In terms of jewellery, this translates into a move towards minimalist and geometric designs that don’t identify with being either male or female.

Trends do not come from runways, they never do; they always come from the street and very often from underground culture.

Paola De Luca
De Grisogono’s High Jewellery collection features audacious rings (left), while Yuki Mitsuyasu’s large hoop earring could be worn matched with something entirely different on the other ear. Photo by De Grisogono & Yuki Mitsuyasu

Beirut-born designer Ralph Masri has a deep appreciation for geometric shapes. Photo by Ralph Masri

Jewellery In The Age Of The Selfie

For Spring/Summer 2019, expect to see “linear, fluid and lightweight pieces”. De Luca adds that she sees a resurgence of links and chains.

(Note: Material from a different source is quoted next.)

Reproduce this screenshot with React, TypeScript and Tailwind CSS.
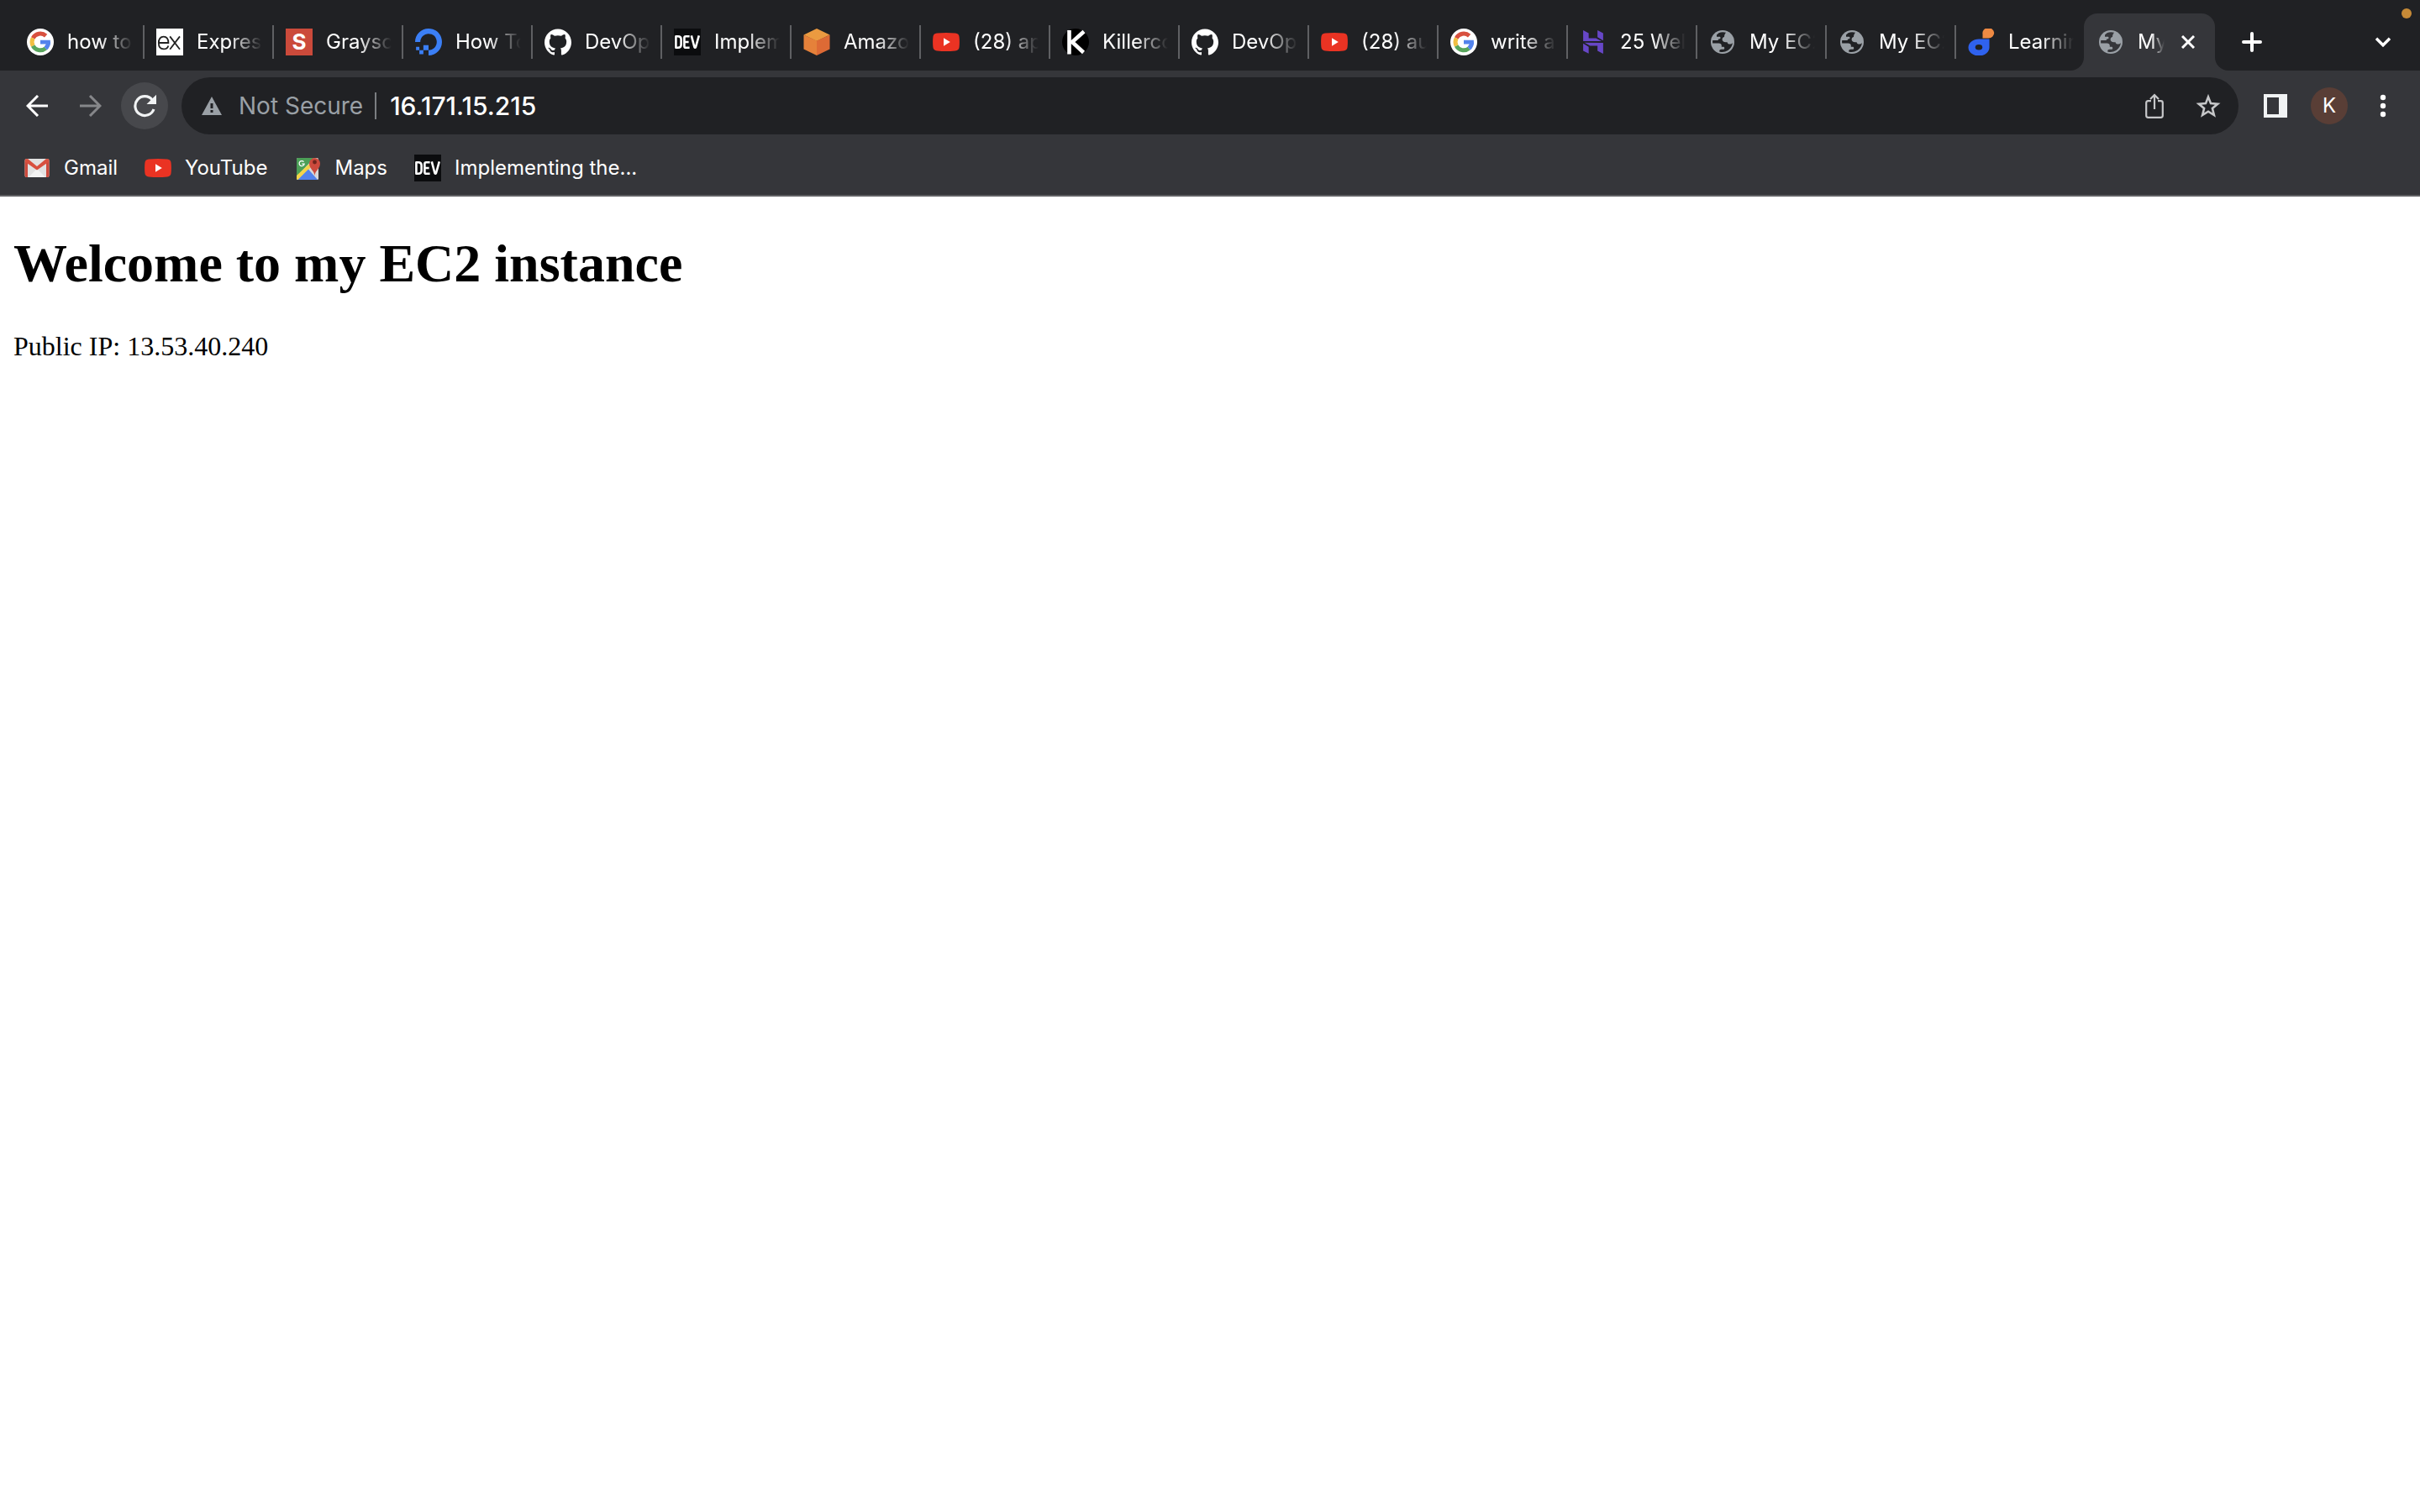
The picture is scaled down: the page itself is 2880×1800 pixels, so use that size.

“Because they are lightweight pieces, they are more affordable, even if they often have diamond accents. They are easy to collect and are meant to be stacked and styled by the consumers, because in the age of the selfie, it’s all about expressing oneself and creating your own expression,” she says.

There is a definite move towards embracing the unique. “Imperfection is today’s perfection,” says De Luca, “Being different is truly being celebrated.”

This beauty-in-imperfection theme answers a need for, and evokes, “surrealism, distortion, and odd, unusual design”. Thus, consumers are embracing asymmetrical rings with unusual silhouettes, and single earrings that are designed to be worn alone.

For jewellery brands, this means “it’s no longer about the matchy-matchy”, since consumers don’t want to have a set of jewellery imposed upon them by a designer. Some brands are now cleverly selling earrings which you can mix and match, any way you want, she notes.

A Rising Generation Wants Retro

De Luca has also identified a consumer group that she calls ‘the Affluent Midult’. These savvy folk are redefining what we know of as “middle-age”. They are often females, aged between 35 and 55, and who have more spending power than any other generation. These Midults are seeking out brands that celebrate midlife with humour and honesty. They want playful luxury and have a sense of nostalgia for anything retro and vintage.

To hook these big spenders, designs for Spring/Summer 2019 are rife with what De Luca calls Op-Coding, a mix between Art Deco styling from the 1920s and the Optical Art of the 1960s. There are many pieces with geometric shapes, often combined to create decorative patterns, and with pixelated effects and 3-D design. There are colour blocks contrasting with dark materials such as enamel and Bakelite.

The selfie generation might fall in love with the links and chains – gorgeously fetish-like in the Gigi Hadid-designed line at Maison Messika. Photo by Messika

Stones From The Heavens

The Midult is also looking towards the heavens to evoke the ethereal world. This has led to a micro-trend inspired by constellations, and expressed by images of moons and stars. “Floating patterns, floating gemstones and diamonds give a kind of non-gravity effect, (while) diamond clustering reflects technical innovations,” says De Luca.

Planets and spheres appear in the form of pearls, which are being given a twist in stackable charms, or contrasted with straight or vaulted lines.

Pearls are also showcased in pieces that answer to a Dark Romantic. You’ll see them in designs inspired by the Baroque; as well as in pieces that draw upon dark elements in nature, such as insects and thorns. De Luca notes that ‘Art Nouveaux-inspired jewellery’ featuring ominous-looking florals, as well as bugs — bees, spiders and the like — is also experiencing a surge.

This reflects a wistful demand for “fairy tale-ish, magical worlds with elements of symbolism”.

Though all these styles might be contradictory, De Luca says they work together because consumers are, “eclectic beings, multi-faceted”.

“We are not just minimalist or maximalist, sometimes we are both, depending on the day and mood. These trends are really what we are creating unconsciously, and represent how we feel.”